Hong Kong pro-democracy activist and media tycoon Jimmy Lai, center, walks out of court with his lawyers after being granted bail Wednesday, nearly three weeks after he was arrested over fraud and national security-related charges.
Hong Kong pro-democracy activist and media tycoon Jimmy Lai, center, walks out of court with his lawyers after being granted bail Wednesday, nearly three weeks after he was arrested over fraud and national security-related charges.

Media tycoon and democracy advocate Jimmy Lai was released on bail Wednesday in Hong Kong, nearly three weeks after his controversial arrest for allegedly violating the terms of his office lease. He was subsequently charged under China's new Hong Kong national security law for colluding with a foreign country, which can bring life in prison.

Lai, 73, is a prominent democracy activist in Hong Kong. His popular newspaper, Apple Daily, is frequently critical of China's heavy-handed policies toward the nominally semi-autonomous city. Lai himself is robust in his criticism of the Chinese Communist Party.

Justice Lee Wan-tang of the High Court in Hong Kong, who is designated to hear cases under the national security law, rejected prosecutors' demands that Lai be denied bail but imposed severe restrictions on his release, according to Apple Daily.

Lai must post a cash bail of 10 million Hong Kong dollars ($1.29 million) and is banned from leaving home, granting interviews, using social media, publishing articles and asking foreign organizations or individuals to impose sanctions on China and Hong Kong.

The national security law was passed by the elite Standing Committee of the National People's Congress in June and imposed on Hong Kong, which democracy advocates say is a violation of the treaty between China and Great Britain guaranteeing the former colony a degree of autonomy for 50 years.

The law criminalizes, in the language of the measure, advocating for Hong Kong secession, subversion against the Chinese government, terrorism and colluding with foreign forces.

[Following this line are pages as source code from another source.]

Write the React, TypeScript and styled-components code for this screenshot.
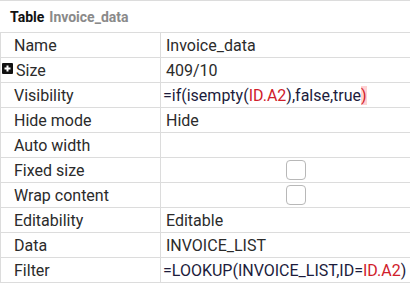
import React from 'react'
import styled, {createGlobalStyle} from 'styled-components'

const Global = createGlobalStyle`
  body{
    margin: 0;
    background: #fff;
    overflow: hidden;
    font-family: Roboto, "Liberation Sans", sans-serif;
  }
`

const Panel = styled.div`
  width: 430px;
  border-top: 1px solid #dcdcdc;
`

const Header = styled.div`
  height: 31px;
  display: flex;
  align-items: center;
  padding-left: 10px;
  font-size: 14px;
  font-weight: 700;
  color: #111;
  border-bottom: 1px solid #dcdcdc;
  span{
    color: #8a8a8a;
    margin-left: 5px;
  }
`

const Grid = styled.div`
  display: grid;
  grid-template-columns: 160px 1fr;
  border-left: 1px solid #dcdcdc;
`

const Label = styled.div<{$indent?: boolean}>`
  height: 24px;
  display: flex;
  align-items: center;
  padding-left: ${p => p.$indent ? '15px' : '13px'};
  font-size: 16px;
  color: #2b2b2b;
  border-bottom: 1px solid #dcdcdc;
  border-right: 1px solid #dcdcdc;
  position: relative;
`

const Value = styled.div<{$formula?: boolean; $center?: boolean}>`
  height: 24px;
  display: flex;
  align-items: center;
  justify-content: ${p => p.$center ? 'center' : 'flex-start'};
  padding-left: ${p => p.$center ? '0' : p.$formula ? '2px' : '5px'};
  font-size: 16px;
  color: ${p => p.$formula ? '#1c1c3c' : '#2b2b2b'};
  border-bottom: 1px solid #dcdcdc;
  white-space: nowrap;
`

const Ref = styled.span`
  color: #d0202a;
`

const Bracket = styled.span`
  color: #d0202a;
  background: #ffd2d2;
`

const Expand = styled.span`
  position: absolute;
  left: 1px;
  top: 5px;
  width: 11px;
  height: 11px;
  background: #111;
  border-radius: 1px;
  display: flex;
  align-items: center;
  justify-content: center;
`

const Check = styled.span`
  width: 18px;
  height: 18px;
  border: 1px solid #b8b8b8;
  border-radius: 4px;
  background: #fff;
`

const PlusIcon = () => (
  <svg width="9" height="9" viewBox="0 0 9 9">
    <path d="M4.5 1.5v6M1.5 4.5h6" stroke="#fff" strokeWidth="2"/>
  </svg>
)

const App: React.FC = () => (
  <>
    <Global/>
    <Panel>
      <Header>Table<span>Invoice_data</span></Header>
      <Grid>
        <Label>Name</Label>
        <Value>Invoice_data</Value>

        <Label $indent><Expand><PlusIcon/></Expand>Size</Label>
        <Value>409/10</Value>

        <Label>Visibility</Label>
        <Value $formula>=if(isempty(<Ref>ID.A2</Ref>),false,true<Bracket>)</Bracket></Value>

        <Label>Hide mode</Label>
        <Value>Hide</Value>

        <Label>Auto width</Label>
        <Value></Value>

        <Label>Fixed size</Label>
        <Value $center><Check/></Value>

        <Label>Wrap content</Label>
        <Value $center><Check/></Value>

        <Label>Editability</Label>
        <Value>Editable</Value>

        <Label>Data</Label>
        <Value>INVOICE_LIST</Value>

        <Label>Filter</Label>
        <Value $formula>=LOOKUP(INVOICE_LIST,ID=<Ref>ID.A2</Ref>)</Value>
      </Grid>
    </Panel>
  </>
)

export default App
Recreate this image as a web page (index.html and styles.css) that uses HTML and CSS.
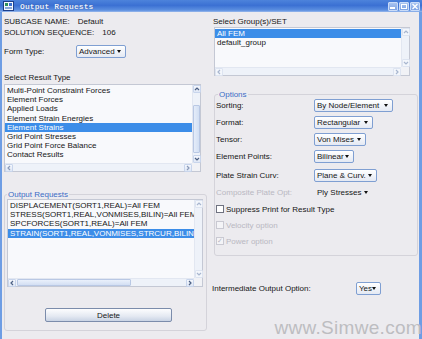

Lai is scheduled to next appear in court on April 16, Apple Daily reported. It's not clear whether a trial would take place in Hong Kong or the mainland.

In an interview in 2019 with NPR's Morning Edition,co-host Steve Inskeep asked Lai whether his fight for Hong Kong democracy is winnable.

"Well, let's put it this way," Lai said. "If we don't fight, we will lose everything. We will lose the rule of law. We will lose the human right. We will lose the way of life that we're used to. We will lose, you know, the freedom we have. But if we fight, that might — you know, there may be a chance. There may be a miracle."